AI Starts Spotting Data Problems: Machine learning algorithms are getting better at identifying data anomalies that rule-based testing misses. These tools learn normal data patterns and automatically flag unusual deviations. It’s like having a smart assistant that notices when customer behaviour data suddenly looks weird.
Continuous Testing Matches Real-Time Data: Batch processing testing isn’t enough anymore. The shift toward real-time data pipelines demands continuous testing approaches that validate data quality at multiple points throughout the data lifecycle, not just during scheduled batch runs.
DataOps Brings Teams Together: ETL testing is integrating more tightly with DataOps practices. This means better collaboration between data engineers, testers, and analysts throughout pipeline development, instead of testing happening in isolation at the end.
Business Users Join the Testing Party: Self-service testing tools are enabling non-technical users to validate data transformations without writing complex SQL queries. Marketing analysts can now test their own customer segmentation rules without waiting for technical teams.

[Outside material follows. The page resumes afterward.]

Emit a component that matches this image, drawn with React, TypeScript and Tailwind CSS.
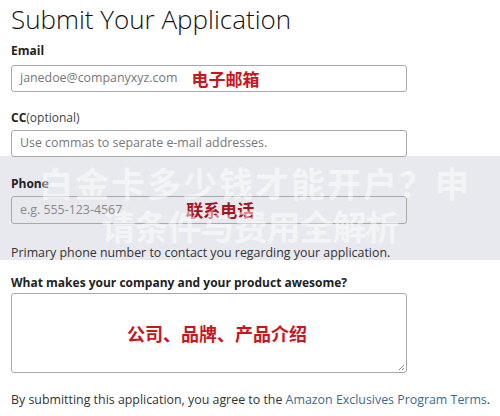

Adapt to these trends, and you will maintain higher data quality while handling increasingly complex and real-time data environments. The future belongs to teams that can test as fast as they can build.
Conclusion
ETL testing keeps your business data trustworthy when it matters most. You know those monthly revenue reports that executives use to make budget decisions? The customer segmentation that drives your marketing campaigns? The inventory levels that determine what to order next? All of that depends on data moving correctly through your ETL pipelines without getting corrupted along the way. Start with basic source to target validation, automate what you can, and focus your energy on testing the data transformations that directly impact business decisions. The effort you put into solid ETL testing now prevents those painful moments when someone discovers the quarterly numbers are wrong because a data conversion failed three months ago. Nobody celebrates good ETL testing, but everyone notices when it’s missing.